2017年9月

“「あなたは今まで本当に辛い思いをしてこられたのですね。よく頑張られました。もう無理をしなくてもいいのですよ。」先生からそんな優しい言葉をかけられて、思わず涙が溢れてきました。ようやく私を分かってくれる人に巡り会えたと思いました・・・”最近あちこちでこんなエピソードを見かけるのですが、そのたびに少し考え込みます。そんな先生になるのもいいかなと思う反面、実際には難しいなあという気もするからです。

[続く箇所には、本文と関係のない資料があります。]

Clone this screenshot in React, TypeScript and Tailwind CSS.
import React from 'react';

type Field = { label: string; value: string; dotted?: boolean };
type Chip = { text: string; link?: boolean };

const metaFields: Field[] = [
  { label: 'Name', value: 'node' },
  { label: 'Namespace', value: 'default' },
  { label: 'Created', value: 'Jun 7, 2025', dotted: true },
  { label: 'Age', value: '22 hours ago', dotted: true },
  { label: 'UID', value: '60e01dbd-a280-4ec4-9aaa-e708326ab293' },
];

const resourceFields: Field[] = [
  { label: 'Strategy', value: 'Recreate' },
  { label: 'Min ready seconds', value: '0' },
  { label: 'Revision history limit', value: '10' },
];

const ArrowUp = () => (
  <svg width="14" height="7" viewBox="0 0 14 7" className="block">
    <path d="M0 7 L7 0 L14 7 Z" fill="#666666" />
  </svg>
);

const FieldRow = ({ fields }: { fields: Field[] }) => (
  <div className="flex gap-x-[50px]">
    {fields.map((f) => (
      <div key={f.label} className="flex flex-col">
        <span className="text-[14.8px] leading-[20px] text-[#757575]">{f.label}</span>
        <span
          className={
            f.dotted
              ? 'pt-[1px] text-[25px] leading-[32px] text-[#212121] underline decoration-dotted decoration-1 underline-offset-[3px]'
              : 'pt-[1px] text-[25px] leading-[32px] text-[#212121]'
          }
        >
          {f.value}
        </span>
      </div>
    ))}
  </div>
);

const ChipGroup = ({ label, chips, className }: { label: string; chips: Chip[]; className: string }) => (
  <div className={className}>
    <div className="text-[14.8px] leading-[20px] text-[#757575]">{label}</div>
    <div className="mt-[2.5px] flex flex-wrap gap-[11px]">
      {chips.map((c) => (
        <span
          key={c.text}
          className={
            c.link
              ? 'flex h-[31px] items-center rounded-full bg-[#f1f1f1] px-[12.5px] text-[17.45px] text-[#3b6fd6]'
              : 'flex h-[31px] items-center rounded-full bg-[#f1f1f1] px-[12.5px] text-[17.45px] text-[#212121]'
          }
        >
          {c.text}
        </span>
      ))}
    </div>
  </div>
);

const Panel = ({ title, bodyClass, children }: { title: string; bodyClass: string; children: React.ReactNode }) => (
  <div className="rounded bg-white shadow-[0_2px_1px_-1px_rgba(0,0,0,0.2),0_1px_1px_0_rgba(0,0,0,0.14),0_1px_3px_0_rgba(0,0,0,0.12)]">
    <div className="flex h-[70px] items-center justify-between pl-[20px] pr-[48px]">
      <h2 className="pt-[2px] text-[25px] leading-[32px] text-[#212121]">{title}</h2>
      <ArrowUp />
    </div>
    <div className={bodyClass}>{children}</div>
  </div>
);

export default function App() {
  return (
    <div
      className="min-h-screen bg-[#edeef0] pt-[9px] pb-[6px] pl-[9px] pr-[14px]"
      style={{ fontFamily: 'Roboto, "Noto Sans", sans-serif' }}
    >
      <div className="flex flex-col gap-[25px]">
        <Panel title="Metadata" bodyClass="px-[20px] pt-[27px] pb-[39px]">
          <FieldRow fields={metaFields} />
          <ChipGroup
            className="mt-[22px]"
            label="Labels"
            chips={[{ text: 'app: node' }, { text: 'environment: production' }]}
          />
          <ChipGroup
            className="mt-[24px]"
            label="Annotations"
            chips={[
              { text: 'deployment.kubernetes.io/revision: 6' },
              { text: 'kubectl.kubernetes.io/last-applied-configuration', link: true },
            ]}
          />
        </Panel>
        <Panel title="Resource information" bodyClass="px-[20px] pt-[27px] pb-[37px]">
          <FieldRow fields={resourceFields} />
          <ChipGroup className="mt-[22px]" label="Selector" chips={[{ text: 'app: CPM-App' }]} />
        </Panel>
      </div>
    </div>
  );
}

 私を理解してほしい、認めてほしいという思いとは裏腹に、人を攻撃し支配するかのような言動は何とまあそこら中に溢れていることか。先ほどのエピソードもそんな状況に疲れ果てた人から語られているのかもしれません。しかし人のことも考えるという努力なしに自分のことは分かってほしいということであれば、それはどうなのでしょう。どんなに偉い先生でも決して万能の力を持っている訳ではないはずです。

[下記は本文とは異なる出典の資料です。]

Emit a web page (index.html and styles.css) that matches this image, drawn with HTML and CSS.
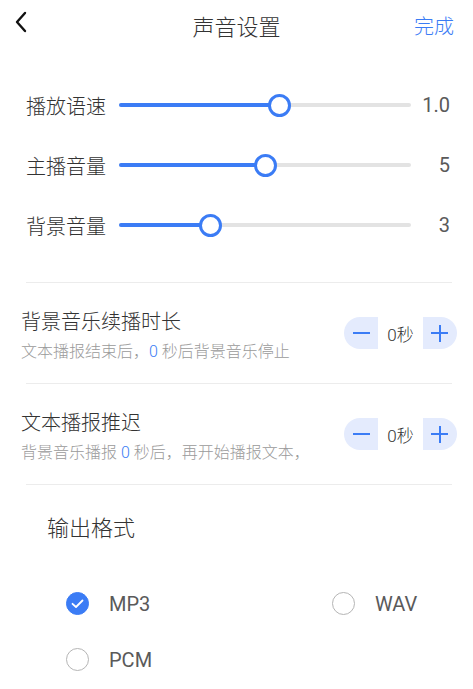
FILE: index.html
```html
<!DOCTYPE html>
<html lang="zh-CN">
    <head>
        <meta charset="utf-8">
        <link rel="stylesheet" href="styles.css">
    </head>
    <body>
        <header class="top-bar">
            <div class="back">
                <svg width="14" height="22" viewBox="0 0 14 22"><path d="M11 2 L3 11 L11 20" fill="none" stroke="#111" stroke-width="2.4" stroke-linecap="round" stroke-linejoin="round"/></svg>
            </div>
            <h1 class="title">声音设置</h1>
            <div class="done">完成</div>
        </header>

        <section class="sliders">
            <div class="slider-row">
                <span class="slider-label">播放语速</span>
                <div class="track">
                    <div class="fill" style="width:55.1%"></div>
                    <div class="thumb" style="left:55.1%"></div>
                </div>
                <span class="slider-value">1.0</span>
            </div>
            <div class="slider-row">
                <span class="slider-label">主播音量</span>
                <div class="track">
                    <div class="fill" style="width:50%"></div>
                    <div class="thumb" style="left:50%"></div>
                </div>
                <span class="slider-value">5</span>
            </div>
            <div class="slider-row">
                <span class="slider-label">背景音量</span>
                <div class="track">
                    <div class="fill" style="width:31.2%"></div>
                    <div class="thumb" style="left:31.2%"></div>
                </div>
                <span class="slider-value">3</span>
            </div>
        </section>

        <div class="divider"></div>

        <section class="option">
            <div class="option-text">
                <div class="option-title">背景音乐续播时长</div>
                <div class="option-desc">文本播报结束后，<em>0</em> 秒后背景音乐停止</div>
            </div>
            <div class="stepper">
                <div class="step minus"><i></i></div>
                <div class="step-value">0秒</div>
                <div class="step plus"><i></i><b></b></div>
            </div>
        </section>

        <div class="divider"></div>

        <section class="option">
            <div class="option-text">
                <div class="option-title">文本播报推迟</div>
                <div class="option-desc">背景音乐播报 <em>0</em> 秒后，再开始播报文本，</div>
            </div>
            <div class="stepper">
                <div class="step minus"><i></i></div>
                <div class="step-value">0秒</div>
                <div class="step plus"><i></i><b></b></div>
            </div>
        </section>

        <div class="divider"></div>

        <section class="format">
            <h2 class="format-title">输出格式</h2>
            <ul class="radio-list">
                <li class="radio checked">
                    <span class="circle">
                        <svg width="23" height="23" viewBox="0 0 23 23"><path d="M6.5 11.8 L10 15 L16.5 8.5" fill="none" stroke="#fff" stroke-width="1.8" stroke-linecap="round" stroke-linejoin="round"/></svg>
                    </span>
                    <span class="radio-text">MP3</span>
                </li>
                <li class="radio">
                    <span class="circle"></span>
                    <span class="radio-text">WAV</span>
                </li>
                <li class="radio">
                    <span class="circle"></span>
                    <span class="radio-text">PCM</span>
                </li>
            </ul>
        </section>
    </body>
</html>
```

FILE: styles.css
```css
*{
    box-sizing: border-box;
}
body{
    margin: 0;
    background: #fff;
    color: #333;
    font-family: Roboto, "Noto Sans CJK SC", sans-serif;
}
ul{
    margin: 0;
    padding: 0;
}
li{
    list-style: none;
}
h1,h2{
    margin: 0;
    font-weight: normal;
}
em{
    font-style: normal;
    color: #3b7cf5;
}

/* top bar */
.top-bar{
    height: 50px;
    display: flex;
    align-items: center;
    justify-content: space-between;
    padding: 0 19px 0 14px;
    position: relative;
}
.back{
    width: 14px;
    height: 22px;
    margin-top: -7px;
}
.back svg{
    display: block;
}
.title{
    font-size: 22px;
    font-weight: 300;
    color: #333;
    position: absolute;
    left: 50%;
    transform: translateX(-50%);
}
.done{
    font-size: 20px;
    font-weight: 300;
    color: #3b7cf5;
}

/* sliders */
.sliders{
    padding: 25px 23px 27px 26px;
}
.slider-row{
    height: 60px;
    display: flex;
    align-items: center;
}
.slider-label{
    width: 93px;
    font-size: 20px;
    font-weight: 300;
    color: #333;
}
.track{
    width: 292px;
    height: 4px;
    border-radius: 2px;
    background: #e3e3e3;
    position: relative;
}
.fill{
    height: 100%;
    border-radius: 2px;
    background: #3b7cf5;
}
.thumb{
    position: absolute;
    top: 50%;
    width: 23px;
    height: 23px;
    margin: -11.5px 0 0 -11.5px;
    border-radius: 50%;
    border: 3px solid #3b7cf5;
    background: #fff;
}
.slider-value{
    flex: 1;
    text-align: right;
    font-size: 20px;
    color: #5a5a5a;
}

.divider{
    height: 1px;
    margin: 0 21px 0 26px;
    background: #ececec;
}

/* options */
.option{
    display: flex;
    align-items: center;
    justify-content: space-between;
    padding: 20px 16px 20px 21px;
}
.option-text{
    padding-top: 5px;
}
.option-title{
    font-size: 20px;
    font-weight: 300;
    line-height: 28px;
    color: #333;
}
.option-desc{
    margin-top: 5px;
    font-size: 16px;
    font-weight: 300;
    line-height: 22px;
    color: #9a9a9a;
}
.stepper{
    display: flex;
    align-items: center;
    height: 32px;
}
.step{
    width: 34px;
    height: 32px;
    background: #e4ebfd;
    position: relative;
}
.step.minus{
    border-radius: 16px 0 0 16px;
}
.step.plus{
    border-radius: 0 16px 16px 0;
}
.step i,.step b{
    position: absolute;
    background: #3b7cf5;
}
.step i{
    left: 9px;
    top: 15px;
    width: 17px;
    height: 2px;
}
.step.plus i{
    left: 8px;
}
.step b{
    left: 15.5px;
    top: 7.5px;
    width: 2px;
    height: 17px;
}
.step-value{
    width: 45px;
    text-align: center;
    font-size: 17px;
    font-weight: 300;
    color: #333;
}

/* output format */
.format{
    padding: 28px 0 0 47px;
}
.format-title{
    font-size: 22px;
    font-weight: 300;
    line-height: 32px;
    color: #333;
}
.radio-list{
    display: grid;
    grid-template-columns: 266px auto;
    row-gap: 33px;
    margin: 47px 0 0 19px;
}
.radio{
    display: flex;
    align-items: center;
    height: 23px;
}
.circle{
    width: 23px;
    height: 23px;
    border-radius: 50%;
    border: 1px solid #b5b5b5;
    margin-right: 20px;
}
.circle svg{
    display: block;
    margin: -1px;
}
.radio.checked .circle{
    border-color: #3b7cf5;
    background: #3b7cf5;
}
.radio-text{
    font-size: 20px;
    color: #5a5a5a;
}
```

 うまく言えないけれどとにかくすごい、私が尊敬する先生方を一言で表現するとこんな感じでしょうか。対話や理解も確かに大切ですが、あまりそれを重視しすぎるとかえって息苦しいことになります。「何の反応もなし、でもまあいいか」それくらいの方が何事も長続きします。そして安易な見返りや手っ取り早い結果を求めず深く仕事に打ち込み続ける先生に、人は言葉を超えた敬意を覚えるのだと思います。
 何事にも良い解決策をすぐ示せるような偉い人には到底なれませんが、自分の務めに取り組むことは今すぐにでもできる気がします。なかなか人に分かってもらえない難しい問題を抱えた方に対しても、まず話を聞き、また何度でも話を聞くということならできると思います。「今までよく耐えてこられましたね。これからは我々と一緒にやってみませんか。」こんな感じではどうでしょうか。